James Barrett Reston was the American journalist, editor of The New York Times.
Background
He was born November 3, 1909, in Clydebank, Scotland, was the second child of James and Johanna Reston. His family emigrated to the United States in 1920 and settled in Dayton, Ohio. Raised in a strict Presbyterian home, Reston thought seriously of becoming a preacher. He also considered a career as a professional golfer.
Education
In 1932 he graduated from the University of Illinois.
Career
After graduation Reston took a job as a sportswriter for the Springfield (Ohio) Daily News. He then worked for the Ohio State University sports publicity office and as a press secretary for the Cincinnati Reds baseball team. In 1934 he accepted a position with Associated Press in New York writing sports features and a column, "A New Yorker at Large. "
He was sent to London in 1937 to cover international sporting events and the British foreign office. In 1939 Scotty Reston was hired by the New York Times to work in its London bureau. In 1941 he was covering the State Department in Washington, D. C. After publishing the book Prelude to Victory (1942), in which he stressed that the war effort must be a national crusade, he went to London to help organize the U. S. Office of War Information.
He returned to Washington, D. C. , as the Times' diplomatic correspondent in 1944. While covering the Dumbarton Oaks conference which organized the United Nations, he obtained a full set of top-secret Allied position papers from an unhappy Chinese delegation.
A successful and valued reporter, Reston was named Washington bureau chief in 1953. He recruited a team of interns and young writers who formed an enterprising and powerful staff and developed into leading national journalists. While supervising the office he still managed to write about 5, 000 words a week. In 1957 he received a second Pulitzer Prize for a series on America's lack of national purpose.
In March 1960 Reston began the thrice-weekly political column which solidified his stature as one of Washington's most influential journalists. In the introduction to a collection of his essays, Sketches in the Sand (1967), he observed that columns are motivated by a wide range of objectives, from ideological interpretation to investigation. He saw his own purpose as if he were writing an informative letter to a thoughtful friend.
In 1960 Reston cautioned the Times not to print advance information it held about the imminent Bay of Pigs invasion. In 1965 Reston toured South Vietnam to take a personal look at the war. In 1967 he delivered a series of lectures which were published as The Artillery of the Press: Its Influence on American Foreign Policy in which he advocated a more skeptical and less nationalistic role for the press. In 1971 he recommended that the Times publish the secret study of the Vietnam War, The Pentagon Papers. Later that year, at the height of his influence, he visited the People's Republic of China and conducted the first indepth interview of Premier Chou En-lai.
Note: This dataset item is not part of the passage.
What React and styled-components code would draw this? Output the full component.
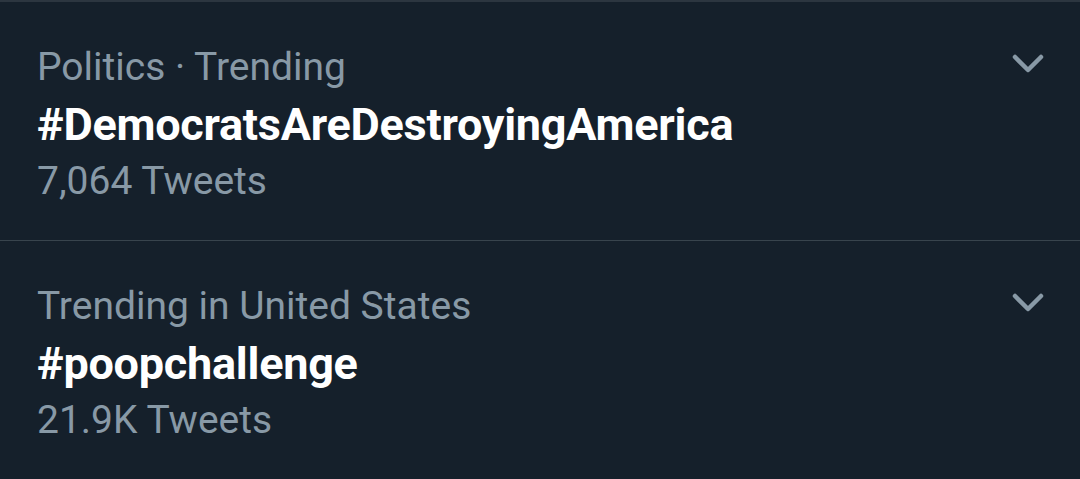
import React from "react";
import styled, { createGlobalStyle } from "styled-components";

const Global = createGlobalStyle`
  html, body { margin: 0; padding: 0; background: #15202b; }
  body { font-family: Roboto, "Noto Sans", sans-serif; -webkit-font-smoothing: antialiased; }
`;

const List = styled.div`
  width: 1080px;
  height: 479px;
  background: #15202b;
  border-top: 2px solid #2c3640;
  box-sizing: border-box;
  overflow: hidden;
`;

const Item = styled.div`
  display: flex;
  align-items: flex-start;
  justify-content: space-between;
  padding: 37px 35px 30px 37px;
  border-bottom: ${(p) => (p.$last ? "none" : "1px solid #38444d")};
`;

const Texts = styled.div`
  display: flex;
  flex-direction: column;
`;

const Meta = styled.div`
  color: #8899a6;
  font-size: 39px;
  line-height: 57px;
  font-weight: 400;
  white-space: nowrap;
`;

const Title = styled.div`
  color: #ffffff;
  font-size: 45px;
  line-height: 57px;
  font-weight: 700;
  white-space: nowrap;
  letter-spacing: -0.25px;
`;

const Chevron = styled.svg`
  width: 34px;
  height: 22px;
  margin-top: 14px;
  flex: none;
`;

const trends = [
  { meta: "Politics · Trending", title: "#DemocratsAreDestroyingAmerica", count: "7,064 Tweets" },
  { meta: "Trending in United States", title: "#poopchallenge", count: "21.9K Tweets" },
];

export default function App() {
  return (
    <>
      <Global />
      <List>
        {trends.map((t, i) => (
          <Item key={i} $last={i === trends.length - 1}>
            <Texts>
              <Meta>{t.meta}</Meta>
              <Title>{t.title}</Title>
              <Meta>{t.count}</Meta>
            </Texts>
            <Chevron viewBox="0 0 34 22">
              <path d="M4 4 L17 17 L30 4" fill="none" stroke="#8899a6" strokeWidth="4.5" strokeLinecap="round" strokeLinejoin="round" />
            </Chevron>
          </Item>
        ))}
      </List>
    </>
  );
}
In 1964 Reston gave up his position as Washington bureau chief in order to become associate editor and devote more time to his column. In 1968 he served briefly as executive editor in New York before returning to Washington as vice president in charge of news production. After 1974 Reston was a director of the New York Times Company while continuing to write his column.
In 1987 he gave up his regular column and retired except for writing a piece only now and then. In 1991, he wrote Deadline, a memoir of his life.
Achievements
Views
Coming from a poor immigrant background, Reston saw America as a land of opportunity. Expecting its leaders to act in an exemplary manner, he was deeply disappointed after the bombings of Cambodia and the Watergate affair.
Personality
He was a stocky man with a square, reddish face. Reston had the ability to cultivate powerful political figures such as Henry Kissinger. Yet, a conservative man with traditional values, he was optimistic about the country's future.
Quotes from others about the person
Featured in a Time magazine cover story in early 1960, he was called "a crack reporter, a good writer, a thoughtful columnist and an able administrator of the biggest bureau in Washington. "
According to one journalist, Reston "is not so much a man of the left or right as he is a man of the Times. "
Life magazine described it as "a highly intelligent summary of what policy makers are thinking and worrying about; Reston does not so much argue for or against their policies as clarify them with a readable prose style and stamp them with his own healthy point of view. "
Connections
Reston married his wife, Sally (born Sarah Jane Fulton), on December 24, 1935, after meeting her at the University of Illinois. They had three sons; James, a journalist, non-fiction writer and playwright; Thomas, formerly Deputy Assistant Secretary of State for public affairs and the deputy spokesman for the State Department; and Richard, the publisher of the Vineyard Gazette, a newspaper on Martha's Vineyard from 1998 to 2003.